労働条件通知書の明示は全従業員が対象ですか?
労働条件通知書の明示は、正社員やアルバイトといった雇用区分に関係なく、雇用者全員に対して必要です。新たに従業員を雇用する際はもちろん、有期雇用労働者が契約を更新する際にも、改めて労働条件通知書の明示が必要となります。
労働条件通知書をメールで送付することは可能ですか?
労働条件通知書はメールでの交付も可能です。ただし、メールで交付する際は下記の項目に留意しなければなりません。
- 労働者が希望した場合に限り、交付できること
- 交付方法は、FAX・メール(ショートメールは不適切)・SNSのいずれかであること
- 添付ファイルで送付し、印刷や保存ができるようにすること
- データ送付後、労働者にデータ到着の有無を確認すること
- 送付データを出力して保存するように、労働者に伝えること
上記の労働条件通知書の電子交付については、厚生労働省のホームページ(「労働基準法施⾏規則」 改正のお知らせ|厚生労働省)でも確認できます。なお、労働者が希望していないにもかかわらず、メール等のみで労働条件通知書を交付することは、労働基準関係法令の違反となるため注意しましょう。
まとめ
労働条件通知書について、労働条件通知書を交付する理由や労働者に交付するタイミング、記載項目や作成時の注意点などについて解説しました。

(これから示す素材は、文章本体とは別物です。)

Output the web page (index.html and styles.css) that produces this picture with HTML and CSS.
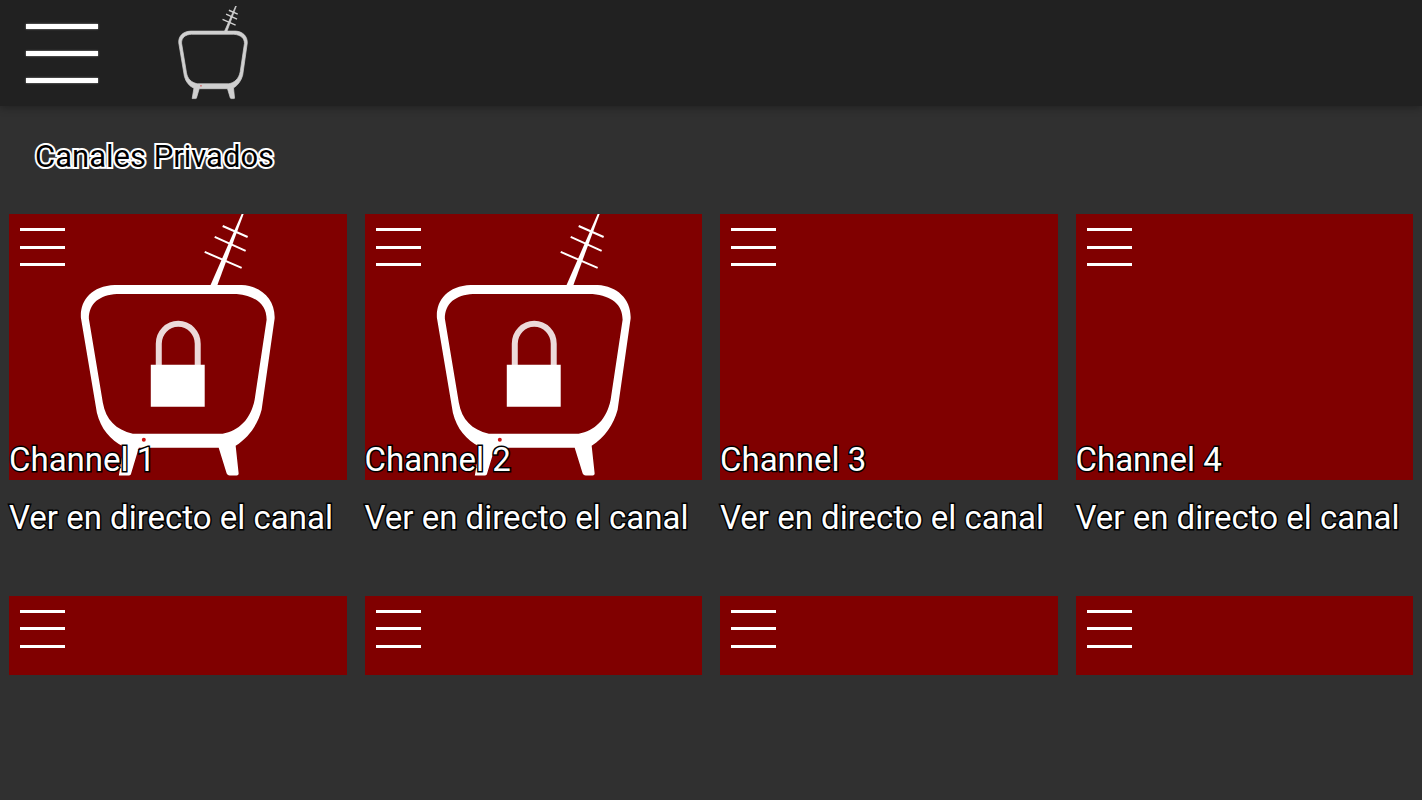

労働条件通知書は、事業主が労働者を雇用する際に明示が義務化されている書類です。明示を怠ると、労働基準関係法令の違反となり処罰される可能性があります。
労働条件通知書には絶対的明示事項と相対的明示事項の2つの記載項目があり、労働基準法にもとづき規定された項目を正しく記載しなければなりません。
また、労働条件通知書と雇用契約書とでは、労働条件通知書が労働者に対し「労働条件を提示」することに対し、雇用契約書は「合意」を求めるという違いがあります。
企業の人事や労務担当者は労働条件通知書や雇用契約書などの違いを正しく理解し、従業員とのトラブルを招かないように気をつけましょう。